* **PROVIDED RECORDS**:

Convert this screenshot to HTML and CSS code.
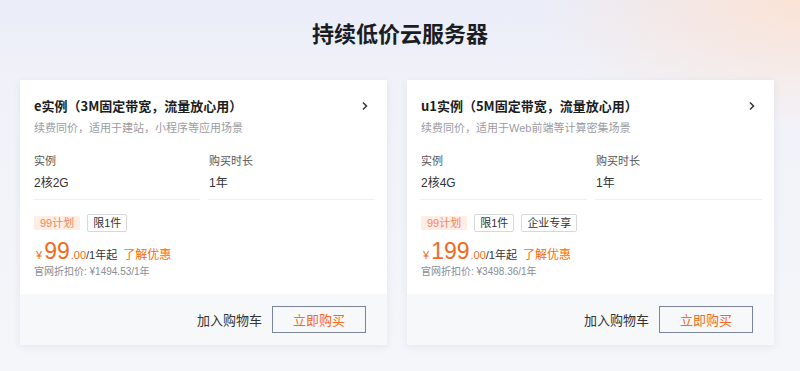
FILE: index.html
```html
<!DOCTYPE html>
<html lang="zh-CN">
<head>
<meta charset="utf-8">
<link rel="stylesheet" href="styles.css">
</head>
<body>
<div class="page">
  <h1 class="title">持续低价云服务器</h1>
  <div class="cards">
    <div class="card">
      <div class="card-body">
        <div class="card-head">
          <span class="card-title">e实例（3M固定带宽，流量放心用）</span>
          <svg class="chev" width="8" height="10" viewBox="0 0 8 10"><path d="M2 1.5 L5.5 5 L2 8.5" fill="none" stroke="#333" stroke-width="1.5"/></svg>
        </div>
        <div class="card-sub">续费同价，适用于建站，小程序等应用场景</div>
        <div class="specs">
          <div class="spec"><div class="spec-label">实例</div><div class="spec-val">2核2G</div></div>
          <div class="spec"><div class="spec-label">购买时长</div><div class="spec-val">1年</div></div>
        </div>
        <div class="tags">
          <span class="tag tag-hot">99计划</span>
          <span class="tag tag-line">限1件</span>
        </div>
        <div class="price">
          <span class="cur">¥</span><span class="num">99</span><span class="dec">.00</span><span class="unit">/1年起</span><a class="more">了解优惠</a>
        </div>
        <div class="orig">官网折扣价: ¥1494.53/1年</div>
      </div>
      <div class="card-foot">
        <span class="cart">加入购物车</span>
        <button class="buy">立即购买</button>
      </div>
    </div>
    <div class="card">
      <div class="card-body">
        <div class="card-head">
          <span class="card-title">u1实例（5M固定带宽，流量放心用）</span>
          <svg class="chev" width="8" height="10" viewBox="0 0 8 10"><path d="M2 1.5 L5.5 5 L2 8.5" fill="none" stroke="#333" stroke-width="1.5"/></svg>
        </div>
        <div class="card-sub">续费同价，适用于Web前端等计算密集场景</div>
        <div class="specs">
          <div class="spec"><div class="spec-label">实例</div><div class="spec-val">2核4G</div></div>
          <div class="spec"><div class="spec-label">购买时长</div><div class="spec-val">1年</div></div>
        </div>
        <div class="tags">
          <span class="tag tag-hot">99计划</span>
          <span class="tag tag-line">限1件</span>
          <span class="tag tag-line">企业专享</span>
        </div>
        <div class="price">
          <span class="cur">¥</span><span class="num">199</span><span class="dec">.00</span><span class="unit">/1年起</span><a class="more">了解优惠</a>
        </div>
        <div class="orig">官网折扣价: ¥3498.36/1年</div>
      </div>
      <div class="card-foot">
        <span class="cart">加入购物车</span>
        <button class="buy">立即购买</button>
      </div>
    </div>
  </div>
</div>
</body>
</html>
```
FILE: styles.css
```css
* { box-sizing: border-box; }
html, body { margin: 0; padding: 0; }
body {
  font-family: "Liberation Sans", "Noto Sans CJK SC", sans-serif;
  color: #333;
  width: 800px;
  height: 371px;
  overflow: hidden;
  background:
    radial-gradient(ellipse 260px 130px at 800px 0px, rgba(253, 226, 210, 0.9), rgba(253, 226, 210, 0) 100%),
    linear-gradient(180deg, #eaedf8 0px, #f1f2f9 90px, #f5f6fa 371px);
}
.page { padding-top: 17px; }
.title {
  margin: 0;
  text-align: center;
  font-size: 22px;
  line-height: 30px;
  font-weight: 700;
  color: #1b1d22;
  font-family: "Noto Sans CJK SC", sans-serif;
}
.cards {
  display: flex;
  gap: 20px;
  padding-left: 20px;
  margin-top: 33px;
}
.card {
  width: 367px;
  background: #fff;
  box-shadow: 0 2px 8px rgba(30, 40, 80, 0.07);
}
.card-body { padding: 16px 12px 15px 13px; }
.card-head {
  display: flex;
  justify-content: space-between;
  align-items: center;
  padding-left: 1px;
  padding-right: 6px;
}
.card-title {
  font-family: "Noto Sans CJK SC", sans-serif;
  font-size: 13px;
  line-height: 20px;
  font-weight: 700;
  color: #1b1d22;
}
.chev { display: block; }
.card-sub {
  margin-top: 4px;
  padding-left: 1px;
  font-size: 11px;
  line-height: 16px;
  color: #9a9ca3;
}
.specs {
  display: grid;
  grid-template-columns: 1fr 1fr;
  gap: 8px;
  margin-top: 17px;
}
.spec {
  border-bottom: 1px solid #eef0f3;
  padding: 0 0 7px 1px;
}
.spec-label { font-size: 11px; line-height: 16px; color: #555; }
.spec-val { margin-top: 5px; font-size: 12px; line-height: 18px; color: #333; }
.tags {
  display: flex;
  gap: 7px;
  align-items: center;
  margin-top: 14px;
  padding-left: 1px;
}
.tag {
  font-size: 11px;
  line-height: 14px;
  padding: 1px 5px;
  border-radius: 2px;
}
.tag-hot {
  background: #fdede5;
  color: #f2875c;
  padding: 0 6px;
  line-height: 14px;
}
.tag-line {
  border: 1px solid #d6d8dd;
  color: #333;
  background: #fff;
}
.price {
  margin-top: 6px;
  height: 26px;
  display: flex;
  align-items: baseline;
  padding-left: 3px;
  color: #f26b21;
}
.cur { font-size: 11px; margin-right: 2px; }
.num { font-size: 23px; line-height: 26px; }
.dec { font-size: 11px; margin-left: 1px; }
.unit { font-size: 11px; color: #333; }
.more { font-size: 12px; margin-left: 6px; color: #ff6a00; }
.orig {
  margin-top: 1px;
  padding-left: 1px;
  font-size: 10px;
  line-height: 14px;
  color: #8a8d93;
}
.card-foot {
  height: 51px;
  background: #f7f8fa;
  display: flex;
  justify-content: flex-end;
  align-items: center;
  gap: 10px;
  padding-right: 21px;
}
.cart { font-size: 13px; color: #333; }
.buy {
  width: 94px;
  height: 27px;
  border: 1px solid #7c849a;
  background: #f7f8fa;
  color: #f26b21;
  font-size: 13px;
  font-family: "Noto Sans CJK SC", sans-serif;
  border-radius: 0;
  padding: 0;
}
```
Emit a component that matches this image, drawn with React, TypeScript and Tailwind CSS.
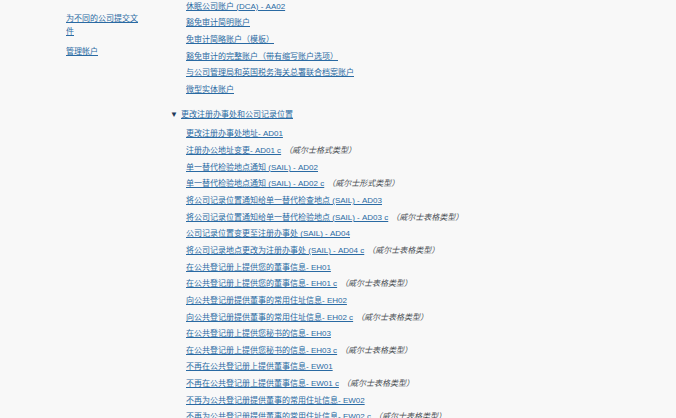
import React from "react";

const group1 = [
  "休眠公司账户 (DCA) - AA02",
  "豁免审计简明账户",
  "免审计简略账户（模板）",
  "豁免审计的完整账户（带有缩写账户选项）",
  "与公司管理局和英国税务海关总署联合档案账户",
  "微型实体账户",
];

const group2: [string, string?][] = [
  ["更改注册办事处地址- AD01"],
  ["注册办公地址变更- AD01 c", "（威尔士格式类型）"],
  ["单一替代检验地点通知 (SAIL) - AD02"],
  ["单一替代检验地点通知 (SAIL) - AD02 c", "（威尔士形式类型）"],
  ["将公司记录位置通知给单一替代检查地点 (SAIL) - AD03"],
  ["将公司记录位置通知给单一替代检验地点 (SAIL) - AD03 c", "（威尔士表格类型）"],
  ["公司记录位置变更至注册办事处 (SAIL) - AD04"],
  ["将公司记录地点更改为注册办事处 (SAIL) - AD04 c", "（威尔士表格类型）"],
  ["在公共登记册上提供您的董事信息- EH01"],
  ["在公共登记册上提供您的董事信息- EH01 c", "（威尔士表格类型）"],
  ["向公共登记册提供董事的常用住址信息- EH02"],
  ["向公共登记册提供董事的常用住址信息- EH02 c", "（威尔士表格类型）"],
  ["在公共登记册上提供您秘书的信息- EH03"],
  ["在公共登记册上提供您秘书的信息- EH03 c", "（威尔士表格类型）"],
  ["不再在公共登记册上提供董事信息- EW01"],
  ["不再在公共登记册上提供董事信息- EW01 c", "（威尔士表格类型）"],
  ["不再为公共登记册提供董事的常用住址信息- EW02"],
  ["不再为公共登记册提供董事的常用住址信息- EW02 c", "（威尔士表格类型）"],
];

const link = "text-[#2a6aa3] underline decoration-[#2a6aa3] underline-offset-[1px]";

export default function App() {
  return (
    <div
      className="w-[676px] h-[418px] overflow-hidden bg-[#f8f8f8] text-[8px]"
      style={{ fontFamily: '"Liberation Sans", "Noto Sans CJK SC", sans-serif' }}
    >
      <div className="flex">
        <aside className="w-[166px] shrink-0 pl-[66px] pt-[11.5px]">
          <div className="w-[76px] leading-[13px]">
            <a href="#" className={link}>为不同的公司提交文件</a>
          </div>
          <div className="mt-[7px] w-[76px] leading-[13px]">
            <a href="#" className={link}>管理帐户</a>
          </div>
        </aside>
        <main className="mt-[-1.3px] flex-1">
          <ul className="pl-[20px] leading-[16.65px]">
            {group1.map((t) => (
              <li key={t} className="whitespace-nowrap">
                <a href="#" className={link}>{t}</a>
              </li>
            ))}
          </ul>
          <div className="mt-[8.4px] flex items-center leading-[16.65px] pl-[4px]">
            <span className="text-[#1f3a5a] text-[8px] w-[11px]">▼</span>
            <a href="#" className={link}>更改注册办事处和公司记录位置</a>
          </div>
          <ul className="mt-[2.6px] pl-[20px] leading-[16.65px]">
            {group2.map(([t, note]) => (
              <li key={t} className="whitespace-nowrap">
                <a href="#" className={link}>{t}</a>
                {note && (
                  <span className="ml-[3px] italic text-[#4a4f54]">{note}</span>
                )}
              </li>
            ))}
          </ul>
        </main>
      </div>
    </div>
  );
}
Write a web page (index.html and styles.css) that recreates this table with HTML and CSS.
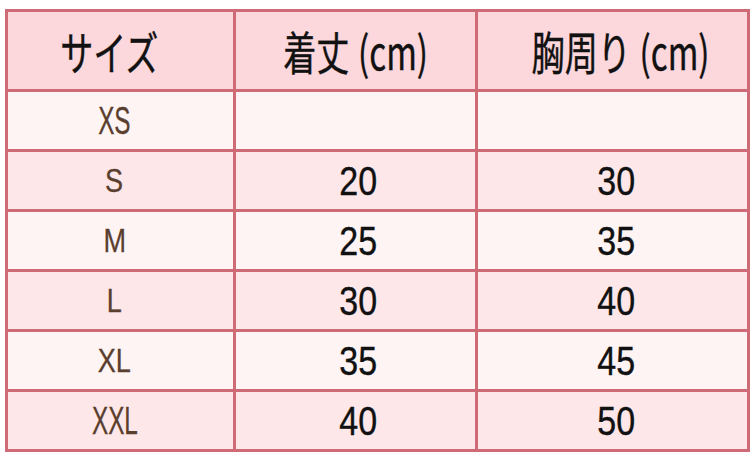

* **INSTRUCTIONS TO FOLLOW**:
In how many lines does the word "page" appear? Respond with the number alone.

* **WRITTEN REPLY**:
3